- **DATA SECTION**
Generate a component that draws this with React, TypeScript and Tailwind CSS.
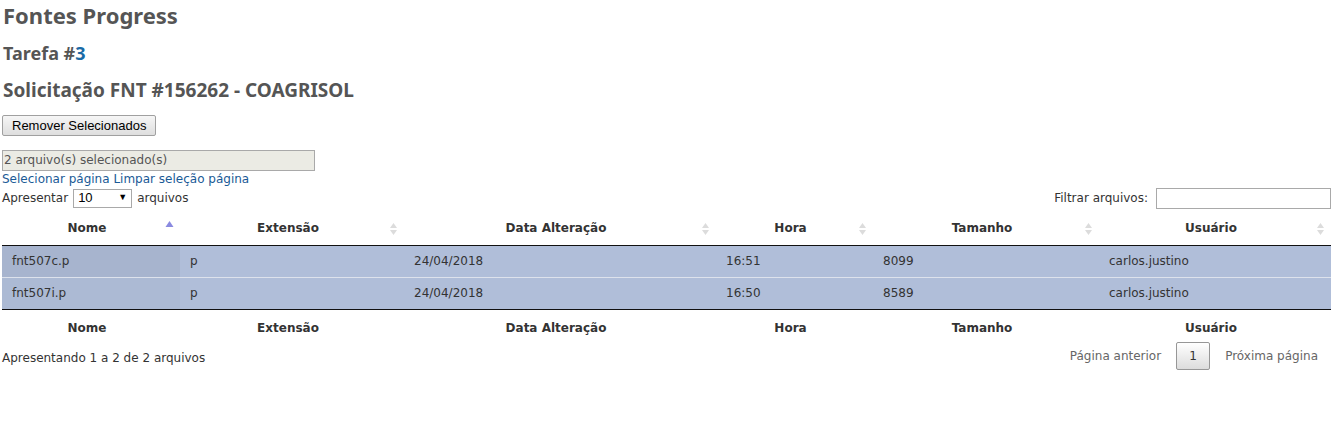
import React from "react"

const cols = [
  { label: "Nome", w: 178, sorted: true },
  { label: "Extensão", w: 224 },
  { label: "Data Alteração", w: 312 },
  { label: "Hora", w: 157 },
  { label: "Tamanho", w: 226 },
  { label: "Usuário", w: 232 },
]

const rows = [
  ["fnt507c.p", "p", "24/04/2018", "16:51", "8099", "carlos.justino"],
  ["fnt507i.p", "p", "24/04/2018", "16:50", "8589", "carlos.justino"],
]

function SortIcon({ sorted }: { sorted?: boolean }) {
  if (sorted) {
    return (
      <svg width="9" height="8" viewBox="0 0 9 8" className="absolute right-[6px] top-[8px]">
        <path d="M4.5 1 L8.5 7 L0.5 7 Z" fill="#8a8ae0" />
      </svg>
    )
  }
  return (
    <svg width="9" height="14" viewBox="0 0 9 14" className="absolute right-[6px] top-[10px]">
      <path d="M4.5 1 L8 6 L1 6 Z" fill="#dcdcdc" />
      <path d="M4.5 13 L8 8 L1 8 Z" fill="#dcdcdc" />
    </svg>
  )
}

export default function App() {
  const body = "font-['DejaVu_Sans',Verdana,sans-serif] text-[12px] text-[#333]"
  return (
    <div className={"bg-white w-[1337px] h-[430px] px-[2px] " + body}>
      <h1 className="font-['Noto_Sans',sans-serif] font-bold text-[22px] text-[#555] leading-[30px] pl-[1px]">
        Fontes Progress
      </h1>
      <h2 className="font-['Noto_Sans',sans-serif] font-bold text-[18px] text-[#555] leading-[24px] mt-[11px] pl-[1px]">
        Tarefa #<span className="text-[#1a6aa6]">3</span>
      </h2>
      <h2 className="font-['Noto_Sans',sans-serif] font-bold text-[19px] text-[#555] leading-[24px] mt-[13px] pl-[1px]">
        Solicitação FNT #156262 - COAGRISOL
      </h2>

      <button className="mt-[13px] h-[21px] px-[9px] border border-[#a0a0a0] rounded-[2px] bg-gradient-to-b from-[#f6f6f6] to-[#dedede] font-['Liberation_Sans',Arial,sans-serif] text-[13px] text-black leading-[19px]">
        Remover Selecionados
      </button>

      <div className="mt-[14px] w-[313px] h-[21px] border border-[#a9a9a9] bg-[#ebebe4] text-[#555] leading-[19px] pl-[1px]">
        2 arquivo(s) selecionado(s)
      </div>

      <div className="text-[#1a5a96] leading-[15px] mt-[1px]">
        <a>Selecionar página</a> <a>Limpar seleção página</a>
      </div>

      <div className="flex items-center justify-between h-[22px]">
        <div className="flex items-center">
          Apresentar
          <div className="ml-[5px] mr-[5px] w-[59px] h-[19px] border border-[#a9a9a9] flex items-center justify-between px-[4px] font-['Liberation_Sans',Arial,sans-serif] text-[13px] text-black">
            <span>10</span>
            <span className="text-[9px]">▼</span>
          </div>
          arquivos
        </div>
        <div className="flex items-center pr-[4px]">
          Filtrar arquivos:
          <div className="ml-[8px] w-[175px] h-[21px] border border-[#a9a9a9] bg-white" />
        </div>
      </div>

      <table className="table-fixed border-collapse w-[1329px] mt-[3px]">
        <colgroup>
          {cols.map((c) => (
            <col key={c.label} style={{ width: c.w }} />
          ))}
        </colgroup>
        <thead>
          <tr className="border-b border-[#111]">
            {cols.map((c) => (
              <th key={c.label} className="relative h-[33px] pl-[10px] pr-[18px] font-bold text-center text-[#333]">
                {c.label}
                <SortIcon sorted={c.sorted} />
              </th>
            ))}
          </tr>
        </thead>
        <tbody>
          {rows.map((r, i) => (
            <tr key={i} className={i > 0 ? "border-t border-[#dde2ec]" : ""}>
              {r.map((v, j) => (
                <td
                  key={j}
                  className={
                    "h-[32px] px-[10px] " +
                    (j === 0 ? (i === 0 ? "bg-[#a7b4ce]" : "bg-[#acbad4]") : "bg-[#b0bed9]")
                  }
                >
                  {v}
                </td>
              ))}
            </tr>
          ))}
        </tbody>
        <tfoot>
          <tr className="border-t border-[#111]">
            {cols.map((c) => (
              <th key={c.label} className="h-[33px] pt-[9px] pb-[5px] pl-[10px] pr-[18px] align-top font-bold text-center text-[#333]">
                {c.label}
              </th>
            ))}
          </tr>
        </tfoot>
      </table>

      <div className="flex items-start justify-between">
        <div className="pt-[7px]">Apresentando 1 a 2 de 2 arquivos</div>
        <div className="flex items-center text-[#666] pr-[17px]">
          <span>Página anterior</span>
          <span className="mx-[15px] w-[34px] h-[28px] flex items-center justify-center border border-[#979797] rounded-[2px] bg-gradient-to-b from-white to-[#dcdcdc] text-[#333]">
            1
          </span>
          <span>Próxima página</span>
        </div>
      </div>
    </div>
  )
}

- **PROMPT**
Copy each line of the listing in which the word "React" can be found.

- **SOLUTION TO THE PROBLEM**
Generate a component that draws this with React, TypeScript and Tailwind CSS.
import React from "react"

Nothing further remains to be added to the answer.